The resulting value is the cosine of the angle between these two vectors. In the realm of natural language processing (NLP), this metric gauges the correlation between documents based on attributes that exist in a non-numerical space. Its range is between 0 and 1, where:

The similarity is 1 when the documents are exactly identical.
The similarity is 0 when the documents don’t share any similar words.

Regular Expressions

When dealing with text data, we often encounter the need to process strings of text that follow consistent patterns. For instance, we might want to capture cases with the same suffix, identify text-number-text patterns, or extract authors from academic citations with a specific format. To accomplish these tasks, we rely on a powerful tool known as Regular Expressions (Regex). Regex comprises a sequence of characters that define a search pattern. With regex, we can:

Search: Identify patterns within text.
Validate: Determine if a string conforms to a particular pattern.
Replace: Modify text by substituting specific patterns.
Extract: Capture specific portions of text that match a pattern.
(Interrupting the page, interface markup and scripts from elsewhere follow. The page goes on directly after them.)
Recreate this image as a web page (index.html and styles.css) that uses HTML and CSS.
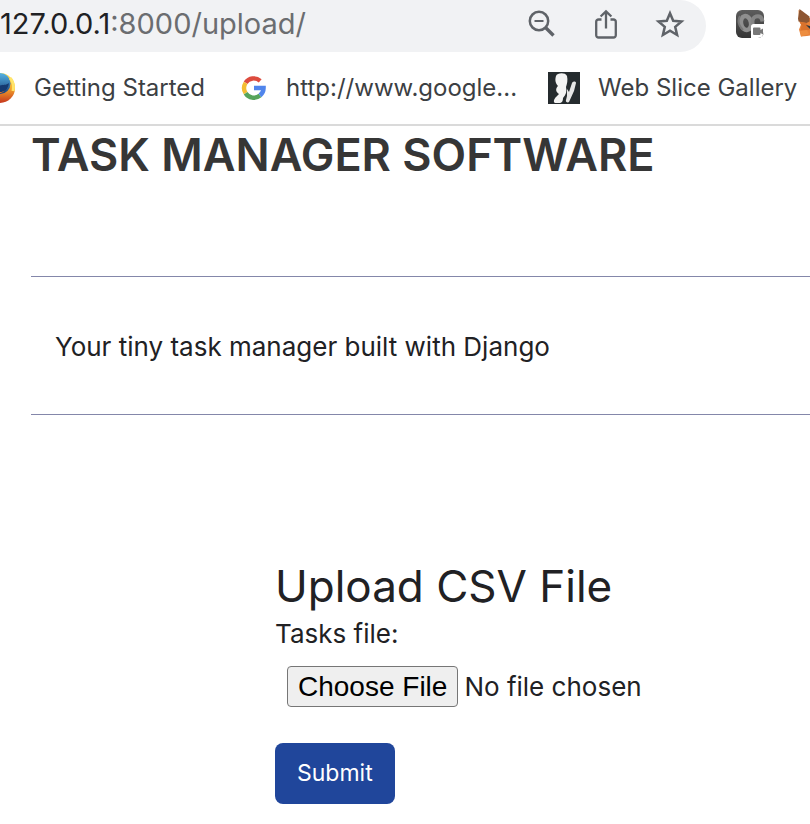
FILE: index.html
```html
<!DOCTYPE html>
<html lang="en">
<head>
<meta charset="utf-8">
<meta name="viewport" content="width=device-width, initial-scale=1">
<title>Task Manager Software</title>
<link rel="stylesheet" href="styles.css">
</head>
<body>
<header class="browser">
  <div class="toolbar">
    <div class="omnibox">
      <span class="url"><span class="host">127.0.0.1</span>:8000/upload/</span>
      <div class="actions">
        <button class="icon-button" type="button" aria-label="Zoom">
          <svg width="32" height="32" viewBox="0 0 32 32" fill="none" stroke="#5f6368">
            <circle cx="13" cy="13" r="9.2" stroke-width="2.5"/>
            <path d="M8.5 13h9" stroke-width="2"/>
            <path d="M19.5 19.5l8 8" stroke-width="3.4"/>
          </svg>
        </button>
        <button class="icon-button" type="button" aria-label="Share">
          <svg width="32" height="32" viewBox="0 0 32 32" fill="none" stroke="#5f6368" stroke-width="2.3">
            <path d="M11.5 11.500H8.500a2.300 2.300 0 0 0-2.300 2.300v13.400a2.300 2.300 0 0 0 2.300 2.300h15a2.300 2.300 0 0 0 2.300-2.300V13.800a2.300 2.300 0 0 0-2.300-2.300h-3"/>
            <path d="M16 20.500V4M10.600 8.500L16 3.300l5.400 5.200"/>
          </svg>
        </button>
        <button class="icon-button" type="button" aria-label="Bookmark this tab">
          <svg width="32" height="32" viewBox="0 0 32 32" fill="none" stroke="#5f6368" stroke-width="2.500">
            <path d="M16 5.200l3.200 7.600 8.300.700-6.300 5.400 1.900 8.100L16 22.700 8.900 27l1.900-8.100-6.300-5.400 8.300-.700z"/>
          </svg>
        </button>
      </div>
    </div>
    <div class="extensions">
      <svg class="ext" width="30" height="30" viewBox="0 0 30 30" aria-hidden="true">
        <defs>
          <linearGradient id="dark" x2="0" y2="1"><stop stop-color="#5d5d5d"/><stop offset="1" stop-color="#353535"/></linearGradient>
        </defs>
        <rect x="1" y="1" width="28" height="28" rx="6" fill="url(#dark)"/>
        <ellipse cx="11" cy="14" rx="5" ry="7" transform="rotate(-12 11 14)" fill="none" stroke="#8f8f8f" stroke-width="4.500"/>
        <path d="M5 7c-3 5-1 10 3 14" fill="none" stroke="#777" stroke-width="2"/>
        <path d="M18 18c-1-6-1-9 3-10.500 4-1 6 1 6.500 5" fill="none" stroke="#858585" stroke-width="4"/>
        <path d="M18.500 15H29v8a6 6 0 0 1-6 6h-7V17.500a2.500 2.500 0 0 1 2.500-2.500z" fill="#fff"/>
        <path d="M19 18.500h5.500q1 0 1 1v1.500l2.500-1.500v6l-2.500-1.500V25q0 1-1 1H19q-1 0-1-1v-5.500q0-1 1-1z" fill="#777"/>
      </svg>
      <svg class="ext" width="30" height="30" viewBox="0 0 30 30" aria-hidden="true">
        <path d="M1.500 1l11 8H26L29 1v22l-5 5-7-2-7 1-6 .500-2-7 2-5-2-4z" fill="#e8833a"/>
        <path d="M2.500 0l10 7.500v5l-3 1.500-8-1.500-.500-3z" fill="#8d5632"/>
        <path d="M2.500 13l7 1 3 7-9 .500 1-5z" fill="#d9722c"/>
        <path d="M9 16l4 1v3z" fill="#293541"/>
        <path d="M3 22l7-1 2 4-8 2.500z" fill="#ed8e40"/>
      </svg>
    </div>
  </div>
  <nav class="bookmarks" aria-label="Bookmarks">
    <a class="bookmark" href="#getting-started">
      <svg width="32" height="32" viewBox="0 0 32 32" aria-hidden="true">
        <defs>
          <linearGradient id="fox" x2="0" y2="1"><stop stop-color="#ffe25a"/><stop offset=".500" stop-color="#f4a72c"/><stop offset="1" stop-color="#c6361d"/></linearGradient>
          <linearGradient id="globe" x2="0" y2="1"><stop stop-color="#55b4e4"/><stop offset="1" stop-color="#173e78"/></linearGradient>
        </defs>
        <circle cx="16" cy="16" r="15" fill="url(#fox)"/>
        <ellipse cx="16" cy="11.500" rx="10.500" ry="10.500" fill="url(#globe)"/>
        <path d="M26 6c3 3 4 8 3 13" fill="none" stroke="#ffe56a" stroke-width="3"/>
        <path d="M6 12c3-1 7 0 9 3 3 2 6 0 8-2-1 7-7 10-14 8z" fill="#e8731f"/>
        <path d="M15 14c3-2 7 0 10-3-1 7-5 9-9 9z" fill="#153a70"/>
      </svg>
      <span>Getting Started</span>
    </a>
    <a class="bookmark" href="#google">
      <svg width="32" height="32" viewBox="-4 0 32 32" fill="none" stroke-width="4.400" aria-hidden="true">
        <path d="M20.200 8.800A9.800 9.800 0 0 0 5.600 10.800" stroke="#dd4b3e"/>
        <path d="M5.600 10.800a9.800 9.800 0 0 0 0 10.400" stroke="#f4bd32"/>
        <path d="M5.600 21.200a9.800 9.800 0 0 0 14.400 2.300" stroke="#56a45b"/>
        <path d="M20 23.500A9.800 9.800 0 0 0 23.600 16H14" stroke="#5085ec"/>
      </svg>
      <span>http://www.google...</span>
    </a>
    <a class="bookmark" href="#web-slice">
      <svg width="32" height="32" viewBox="0 0 32 32" aria-hidden="true">
        <path d="M0 0h32v32H0z" fill="#252b2e"/>
        <path d="M8 4c1-3 9-4 11 0 1 4 0 8-1 11 1 4 0 8-3 11 0 3-1 5-4 5H7c-2-1-1-4 1-6l3-3c-3-2-4-5-1-8-3-3-3-7-2-10z" fill="#f3f3f3"/>
        <path d="M19 17l2 3 3-9c1-2 4-2 4 0l-2 8-5 11c-1 1-4 0-3-2l1-4z" fill="#e6e6e6"/>
      </svg>
      <span>Web Slice Gallery</span>
    </a>
  </nav>
</header>
<main class="page">
  <h1>TASK MANAGER SOFTWARE</h1>
  <p class="tagline">Your tiny task manager built with Django</p>
  <form class="upload">
    <h2>Upload CSV File</h2>
    <label for="tasks-file">Tasks file:</label>
    <input id="tasks-file" class="file" type="file" accept=".csv">
    <button class="submit" type="submit">Submit</button>
  </form>
</main>
</body>
</html>
```
FILE: styles.css
```css
* {
  box-sizing: border-box;
}

body {
  margin: 0;
  background: #fff;
  color: #212124;
  font-family: Inter, "Liberation Sans", sans-serif;
  font-size: 26px;
  line-height: 40px;
  overflow-x: hidden;
}

h1,
h2,
p {
  margin: 0;
}

.browser {
  border-bottom: 2px solid #dadada;
  overflow: hidden;
}

.toolbar {
  display: flex;
  align-items: center;
  height: 52px;
}

.omnibox {
  display: flex;
  flex: 1;
  align-items: center;
  justify-content: space-between;
  height: 52px;
  padding-right: 20px;
  padding-bottom: 4px;
  border-radius: 0 26px 26px 0;
  background: #f1f2f4;
}

.url {
  color: #6b6d70;
  font-size: 29px;
}

.host {
  color: #202124;
}

.actions {
  display: flex;
  gap: 32px;
}

.icon-button {
  display: flex;
  padding: 0;
  border: 0;
  background: none;
}

.extensions {
  display: flex;
  gap: 32px;
  margin-right: -17px;
  padding-bottom: 4px;
  padding-left: 29px;
}

.ext {
  flex: none;
}

.bookmarks {
  display: flex;
  gap: 31px;
  height: 72px;
  margin-left: -16px;
  align-items: center;
}

.bookmark {
  display: flex;
  flex: none;
  gap: 18px;
  align-items: center;
  color: #3c4043;
  font-size: 24px;
  text-decoration: none;
}

.page {
  padding-left: 31px;
}

h1 {
  color: #363636;
  font-size: 45px;
  font-weight: 600;
  line-height: 58px;
  white-space: nowrap;
}

.tagline {
  margin-top: 92px;
  padding: 50px 24px 47px;
  border: solid #8487aa;
  border-width: 1px 0;
}

.upload {
  display: flex;
  flex-direction: column;
  align-items: flex-start;
  margin-top: 143px;
  padding-left: 244px;
}

h2 {
  font-size: 44px;
  font-weight: 400;
  line-height: 56px;
}

.file {
  margin: 12px 12px 36px;
  font: inherit;
}

.file::file-selector-button {
  height: 41px;
  margin-right: 6px;
  padding: 0 10px;
  border: 1px solid #767676;
  border-radius: 4px;
  background: #efefef;
  color: #000;
  font-family: "Liberation Sans", Arial, sans-serif;
  font-size: 28px;
}

.submit {
  padding: 10px 22px;
  border: 0;
  border-radius: 8px;
  background: #20469b;
  color: #fff;
  font: inherit;
  font-size: 23px;
  line-height: 41px;
}
```
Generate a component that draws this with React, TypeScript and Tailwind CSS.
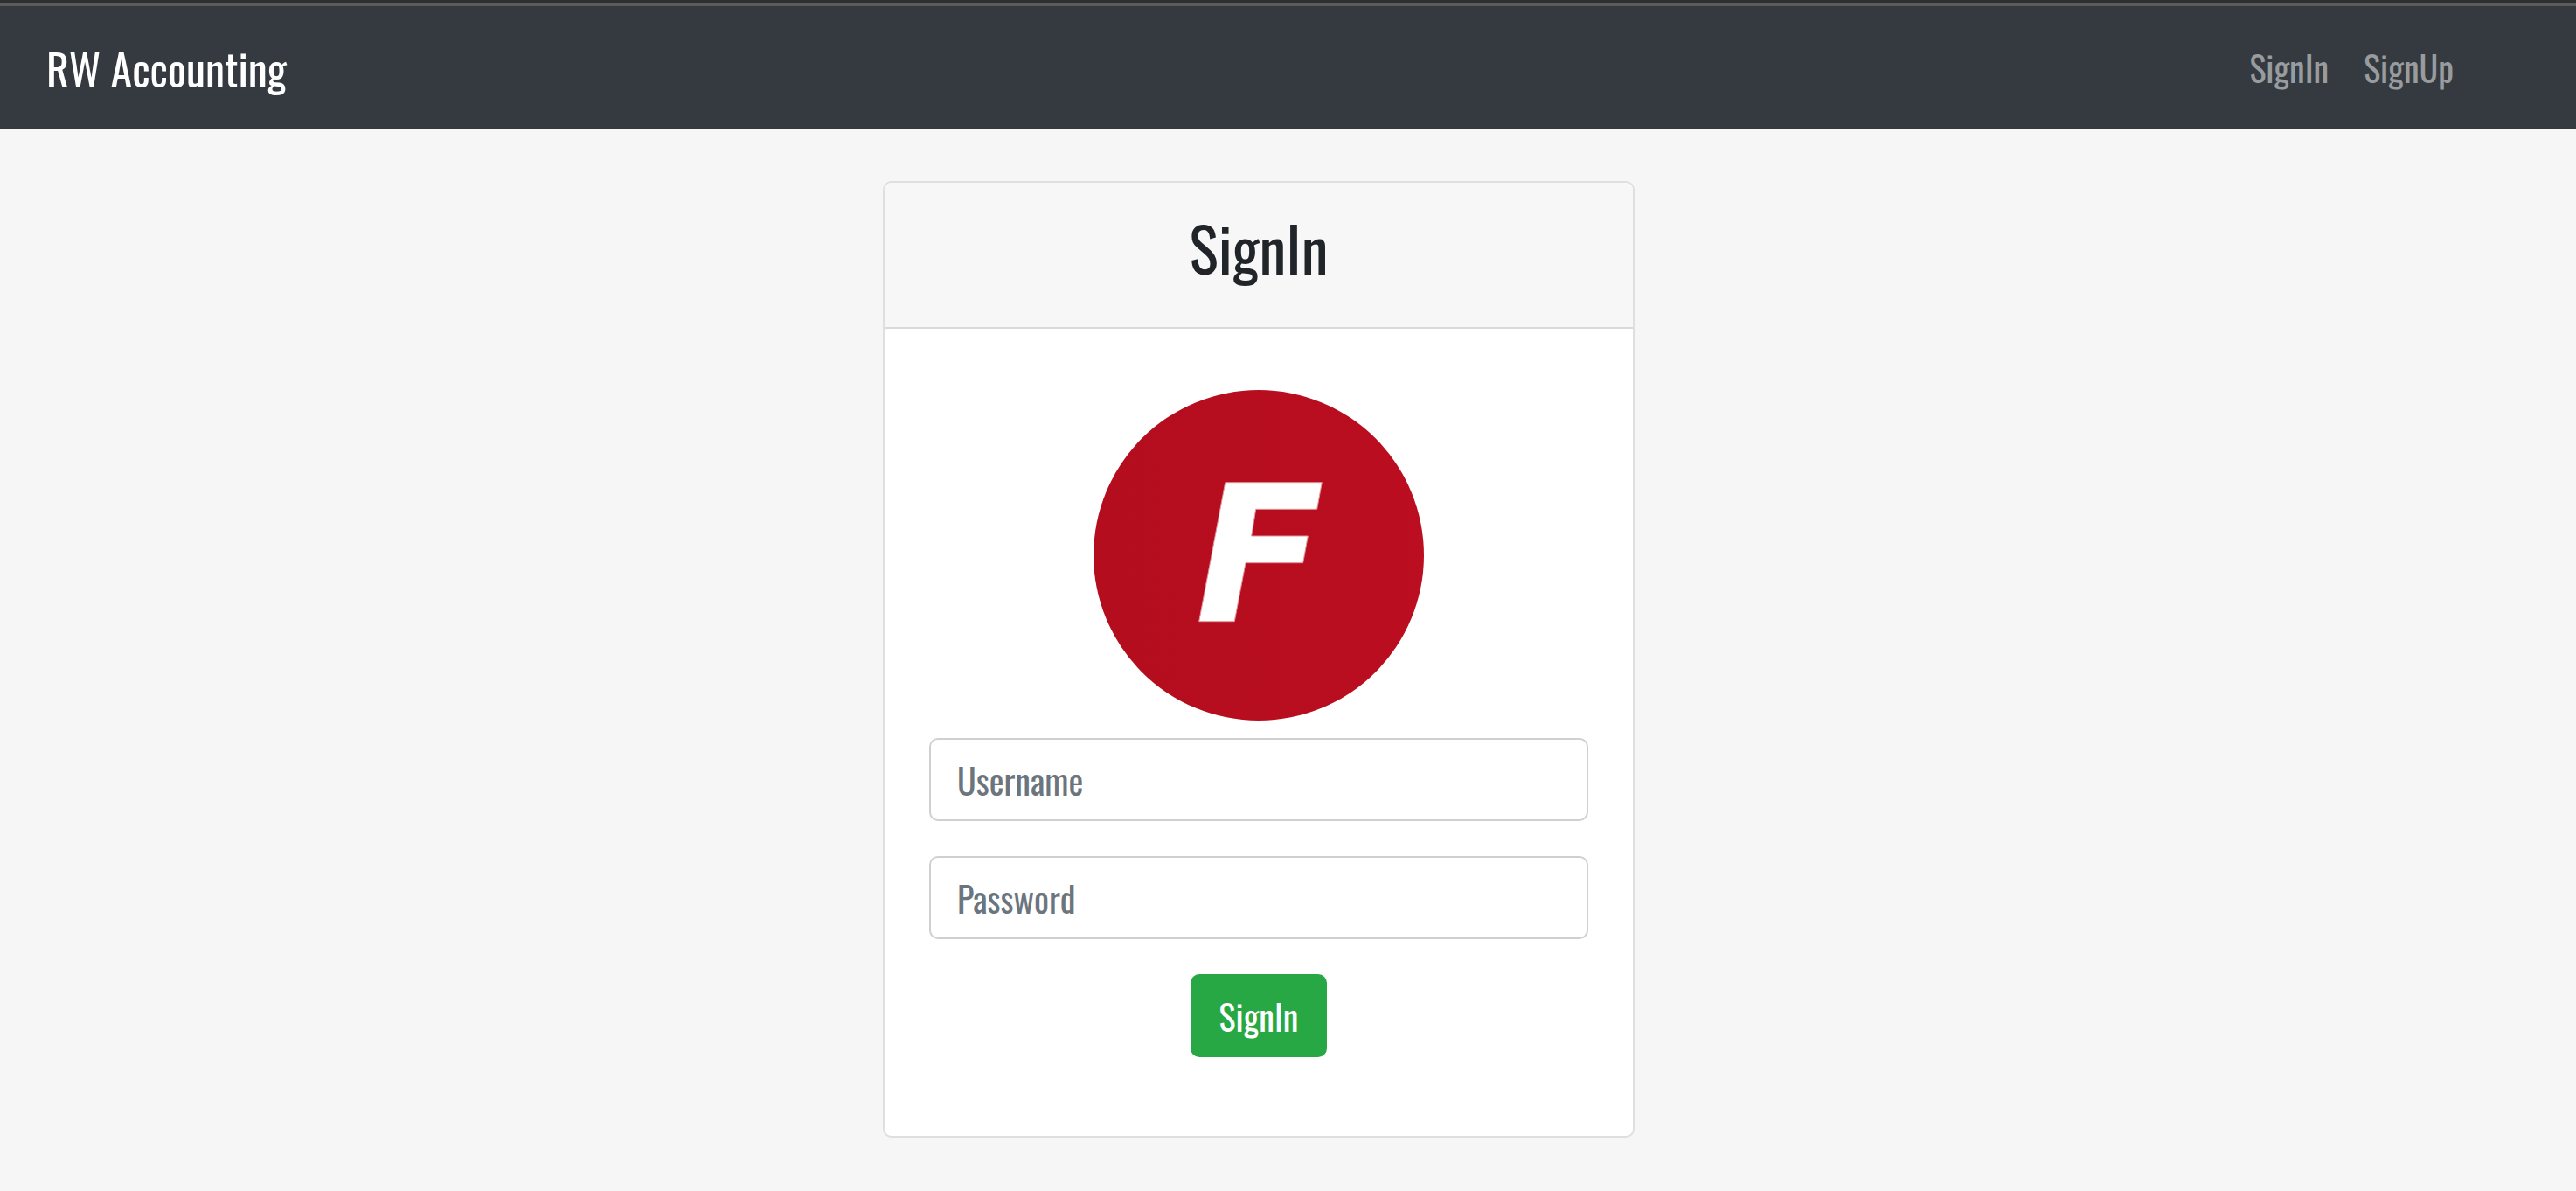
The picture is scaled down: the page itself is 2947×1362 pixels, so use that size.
import type { InputHTMLAttributes } from "react";

function Navbar() {
  return (
    <nav className="flex items-center justify-between bg-[#343a40] py-5 pr-[120px] pl-[53px]">
      <a href="#" className="py-3 text-[50px] leading-[76px] text-white">
        RW Accounting
      </a>
      <div className="flex text-[40px] leading-[60px] text-[#999c9f]">
        <a href="#signin" className="px-5 py-5">
          SignIn
        </a>
        <a href="#signup" className="px-5 py-5">
          SignUp
        </a>
      </div>
    </nav>
  );
}

function Logo() {
  return (
    <svg viewBox="0 0 378 378" className="size-[378px]" role="img" aria-label="Logo">
      <defs>
        <linearGradient id="disc" x1="0" x2="1" y1="0" y2="0">
          <stop offset="0" stopColor="#b30d1e" />
          <stop offset="1" stopColor="#bb0e20" />
        </linearGradient>
      </defs>
      <circle cx="189" cy="189" r="189" fill="url(#disc)" />
      <path
        d="M150.700 105.700H261.300L255.700 136.300H185.700L180.700 167H245.300L239.700 197.700H174L161.300 264.700H120.700Z"
        fill="#fff"
        stroke="#e2949c"
        strokeWidth="1"
      />
    </svg>
  );
}

function Field(props: InputHTMLAttributes<HTMLInputElement>) {
  return (
    <input
      {...props}
      aria-label={props.placeholder}
      className="h-[95px] w-full rounded-[10px] border-2 border-[#ced0d2] bg-white px-[30px] text-[40px] text-[#495057] placeholder:text-[#6c757d] placeholder:opacity-100"
    />
  );
}

export default function App() {
  return (
    <div className="min-h-screen bg-[#f6f6f6] font-['Oswald','Roboto_Condensed',sans-serif] font-normal">
      <div className="h-1 bg-[#2e2f31]" />
      <div className="h-[3px] bg-[#5c5c5d]" />
      <Navbar />
      <main className="flex justify-center pt-[60px] pr-[67px]">
        <section className="w-full max-w-[860px] overflow-hidden rounded-[10px] border-2 border-[#dfdfdf] bg-white">
          <header className="border-b-2 border-[#d9d9d9] bg-[#f7f7f7] px-[50px] pt-[31px] pb-[50px]">
            <h3 className="text-center text-[70px] leading-[84px] text-[#212529]">SignIn</h3>
          </header>
          <form className="flex flex-col items-center gap-10 px-[51px] pt-[70px] pb-[90px]" onSubmit={(e) => e.preventDefault()}>
            <div className="flex w-full flex-col items-center gap-5">
              <Logo />
              <Field type="text" placeholder="Username" />
            </div>
            <Field type="password" placeholder="Password" />
            <button
              type="submit"
              className="h-[95px] rounded-[10px] border-2 border-[#28a745] bg-[#28a745] px-[31px] text-[40px] text-white"
            >
              SignIn
            </button>
          </form>
        </section>
      </main>
    </div>
  );
}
Regular expressions are constructed by combining smaller expressions using various operators (“R: Regular Expressions as Used in r,” n.d.). The basic components are regular expressions that match a single character. Most characters, including letters and digits, are regular expressions that match themselves.

str_view_all("Hello, my name is ... and I am 20 years old.", "Hello")

[1] │ <Hello>, my name is ... and I am 20 years old.

Special characters, such as punctuation marks, should be referenced by preceding them with a double backslash in R.

str_view_all("Hello, my name is ... and I am 20 years old.", "\\...")

[1] │ Hello, my name is <...> and I am 20 years old.

A character class is a list of characters enclosed between ‘⁠[⁠’ and ‘⁠]⁠’ which matches any single character in that list.

str_view_all("Hello, my name is ... and I am 20 years old.", "[aeoi]")

[1] │ H<e>ll<o>, my n<a>m<e> <i>s ... <a>nd I <a>m 20 y<e><a>rs <o>ld.

The special character ‘^’ negates the characters enclosed within brackets.

str_view_all("Hello, my name is ... and I am 20 years old.", "[^aeoi]")

[1] │ <H>e<l><l>o<,>< ><m><y>< ><n>a<m>e< >i<s>< ><.><.><.>< >a<n><d>< ><I>< >a<m>< ><2><0>< ><y>ea<r><s>< >o<l><d><.>

Aside from these specifications, certain named classes of characters are predefined.

[:alpha:] matches all letters

str_view_all("Hello, my name is ... and I am 20 years old.", "[:alpha:]")

[1] │ <H><e><l><l><o>, <m><y> <n><a><m><e> <i><s> ... <a><n><d> <I> <a><m> 20 <y><e><a><r><s> <o><l><d>.

[:lower:] matches all lower case letters

str_view_all("Hello, my name is ... and I am 20 years old.", "[:lower:]")

[1] │ H<e><l><l><o>, <m><y> <n><a><m><e> <i><s> ... <a><n><d> I <a><m> 20 <y><e><a><r><s> <o><l><d>.

[:upper:] matches all upper case letters

str_view_all("Hello, my name is ... and I am 20 years old.", "[:upper:]")

[1] │ <H>ello, my name is ... and <I> am 20 years old.

[:alnum:] matches alphanumeric characters (letters and numbers).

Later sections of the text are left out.